Тем не менее, через какой-то небольшой срок, Миша предложил мне на выбор поглядеть на два района моего возможного будущего проживания. Первым — был новый, строящийся несколько лет, городской район Сабуртало, вторым, — только что освоенная территория для строительства Дигомского массива за пределами города, около последней станции метро, которое еще только начинали строить, но горожане живо интересовались этапами его прокладки.
Вопрос был серьезный, не каждый год появляется возможность стать обладателем квартиры — я съездил в оба места, что заняло два дня, так как организованного городского транспорта в эти районы не было.
Выйдя из какого-то автобуса, ближе всего подъехавшего к началу Сабурталинской новостройки, я прошел по новой пыльной улице, с неоконченными пятиэтажными домами, конец длиннющей улицы уходил в светло-серую бесконечность, безжизненную и пустынную.
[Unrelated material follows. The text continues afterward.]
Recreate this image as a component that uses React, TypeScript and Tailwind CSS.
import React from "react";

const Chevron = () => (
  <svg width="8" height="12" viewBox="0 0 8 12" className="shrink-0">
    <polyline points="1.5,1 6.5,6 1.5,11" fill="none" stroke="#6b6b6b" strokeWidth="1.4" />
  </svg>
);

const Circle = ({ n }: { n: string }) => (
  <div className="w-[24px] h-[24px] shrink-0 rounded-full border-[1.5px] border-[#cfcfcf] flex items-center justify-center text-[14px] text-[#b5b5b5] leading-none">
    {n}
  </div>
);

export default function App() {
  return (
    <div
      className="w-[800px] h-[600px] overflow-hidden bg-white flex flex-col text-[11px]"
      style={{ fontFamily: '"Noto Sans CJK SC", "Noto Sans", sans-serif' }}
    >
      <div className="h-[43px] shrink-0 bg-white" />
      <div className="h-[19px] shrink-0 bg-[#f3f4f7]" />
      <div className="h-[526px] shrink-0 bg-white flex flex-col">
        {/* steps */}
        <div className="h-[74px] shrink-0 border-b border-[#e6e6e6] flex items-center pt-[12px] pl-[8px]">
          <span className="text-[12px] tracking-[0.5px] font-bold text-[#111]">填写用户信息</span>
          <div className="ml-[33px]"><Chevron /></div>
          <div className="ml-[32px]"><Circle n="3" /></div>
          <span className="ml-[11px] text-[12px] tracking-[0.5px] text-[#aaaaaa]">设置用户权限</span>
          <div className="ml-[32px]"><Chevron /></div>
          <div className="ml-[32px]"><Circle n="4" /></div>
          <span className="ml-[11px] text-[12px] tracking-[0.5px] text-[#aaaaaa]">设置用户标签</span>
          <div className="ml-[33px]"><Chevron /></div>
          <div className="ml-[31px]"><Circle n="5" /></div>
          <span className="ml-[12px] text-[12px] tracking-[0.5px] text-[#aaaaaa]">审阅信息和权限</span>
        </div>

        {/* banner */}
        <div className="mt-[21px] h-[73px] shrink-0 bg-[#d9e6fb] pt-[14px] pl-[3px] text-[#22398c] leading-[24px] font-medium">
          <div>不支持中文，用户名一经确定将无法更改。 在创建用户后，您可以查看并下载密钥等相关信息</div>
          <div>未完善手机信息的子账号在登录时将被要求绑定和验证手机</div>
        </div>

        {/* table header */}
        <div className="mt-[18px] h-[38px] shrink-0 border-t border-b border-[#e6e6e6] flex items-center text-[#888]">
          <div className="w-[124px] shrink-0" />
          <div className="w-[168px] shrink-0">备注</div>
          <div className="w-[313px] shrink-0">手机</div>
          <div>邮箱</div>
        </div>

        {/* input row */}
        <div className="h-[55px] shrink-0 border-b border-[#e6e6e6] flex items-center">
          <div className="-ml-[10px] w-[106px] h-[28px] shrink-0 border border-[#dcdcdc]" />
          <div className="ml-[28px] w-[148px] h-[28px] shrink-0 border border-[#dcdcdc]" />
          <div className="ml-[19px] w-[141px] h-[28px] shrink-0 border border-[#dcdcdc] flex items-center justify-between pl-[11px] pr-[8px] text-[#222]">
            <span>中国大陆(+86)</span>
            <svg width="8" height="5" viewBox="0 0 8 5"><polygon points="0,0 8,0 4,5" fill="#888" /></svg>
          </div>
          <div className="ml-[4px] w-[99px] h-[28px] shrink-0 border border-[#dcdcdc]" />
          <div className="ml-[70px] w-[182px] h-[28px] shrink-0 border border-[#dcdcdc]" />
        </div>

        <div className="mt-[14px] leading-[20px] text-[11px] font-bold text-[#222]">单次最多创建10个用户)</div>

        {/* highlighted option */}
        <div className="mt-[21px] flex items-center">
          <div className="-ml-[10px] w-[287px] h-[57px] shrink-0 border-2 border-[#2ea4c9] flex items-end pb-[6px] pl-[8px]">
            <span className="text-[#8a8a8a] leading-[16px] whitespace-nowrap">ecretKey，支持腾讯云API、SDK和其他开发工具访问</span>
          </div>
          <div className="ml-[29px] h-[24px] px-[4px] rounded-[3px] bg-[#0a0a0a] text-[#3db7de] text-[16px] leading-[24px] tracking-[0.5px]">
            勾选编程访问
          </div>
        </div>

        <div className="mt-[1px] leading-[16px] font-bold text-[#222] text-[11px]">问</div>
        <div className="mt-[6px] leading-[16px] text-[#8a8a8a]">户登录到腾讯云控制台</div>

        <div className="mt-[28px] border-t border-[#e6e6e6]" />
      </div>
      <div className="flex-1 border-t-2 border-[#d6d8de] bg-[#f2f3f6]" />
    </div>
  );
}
Подул встречный ветер, в этой аэродинамической трубе завертелись высохшие листья, газетные обрывки, сухая пыль стала образовывать небольшие вихри и попадать в глаза и ноздри, я повернулся к этому безрадостному пейзажу спиной и пошел назад, в город.
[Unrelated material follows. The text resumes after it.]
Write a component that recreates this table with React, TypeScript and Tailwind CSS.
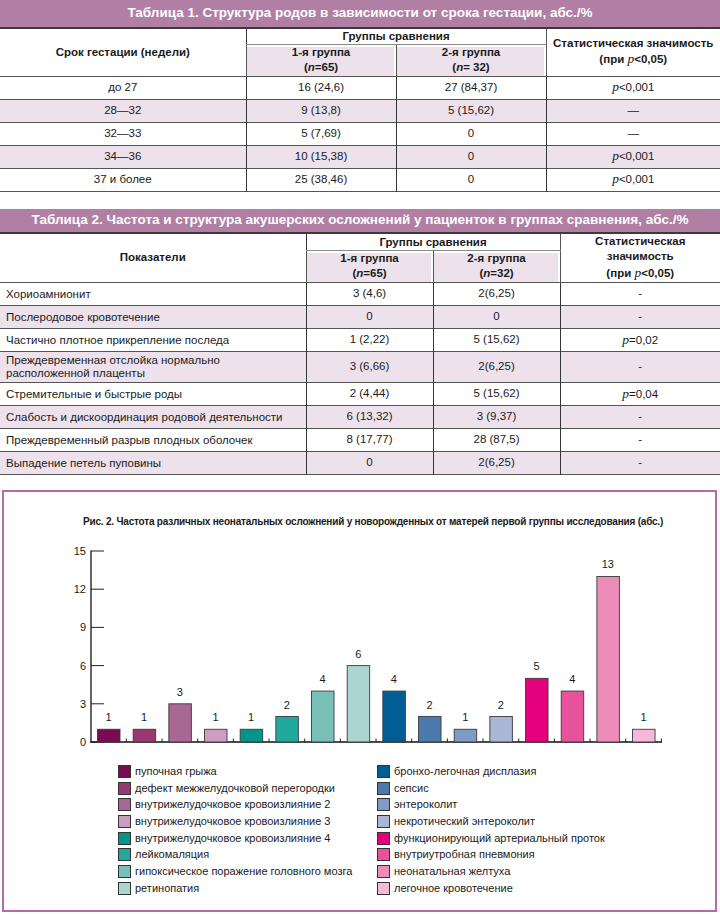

В следующее, ближайшее воскресенье я поехал на "смотрины" в другой район — Дигомский массив, план которого тоже смог достать "универсальный" Миша. Приехал туда на машине, остановленной на Советской площади, у бензоколонки, по принятому в Тбилиси особому сигналу — "Пст" — среднему между свистом и чмоканьем губами.
Я вышел около излучины зеленовато-коричневой Куры, на дальнем плане голубели мягкие очертания Зедазени, было начало лета или конец весны, от редко стоящих тополей еще не летел первый пух, но было уже жарко. В этом месте расстилалась пустошь, заросшая кустиками цветущего дрока. По соседству в другом квартале доканчивали строить несколько таких же, как и в Сабуртало, пятиэтажных домов. Но вот подул легкий западный ветерок, повеяло легкой прохладой от Куры, это дуновение принесло мне еще неведомый, сложный, сладкий аромат с букетом из цветущих роз с полынной горечью. Сомнения исчезли, стало понятно, что это место предназначено для того, чтобы здесь жить.
Здесь было хорошо, и, самое главное, хорошо дышалось. Рядом шумела зеленоватая Кура, а по песчаным отмелям ее бегали полуголые мальчишки — это дополнительное обстоятельство решило мой выбор в пользу Дигоми. Я потоптался на месте, обозначенному в плане, как "квартал 1У", сорвал зеленую веточку и с нею, как с символом обретенной земли, пошел пешком к Дигомскому мосту, около которого был небольшой базар и где можно было сесть на трамвай с номером 23. Этот вагон шел почти к самому моему дому в "Сванетском убане".
Окончательный выбор был сделан, и все потом так быстро и удачно сложилось, что уже к зиме 1962/63 года я переехал в новый дом, где на пятом этаже пятиэтажной "хрущевки" стал устраивать свою новую жизнь, в собственной двухкомнатной квартире — первой, в моей не очень длинной биографии.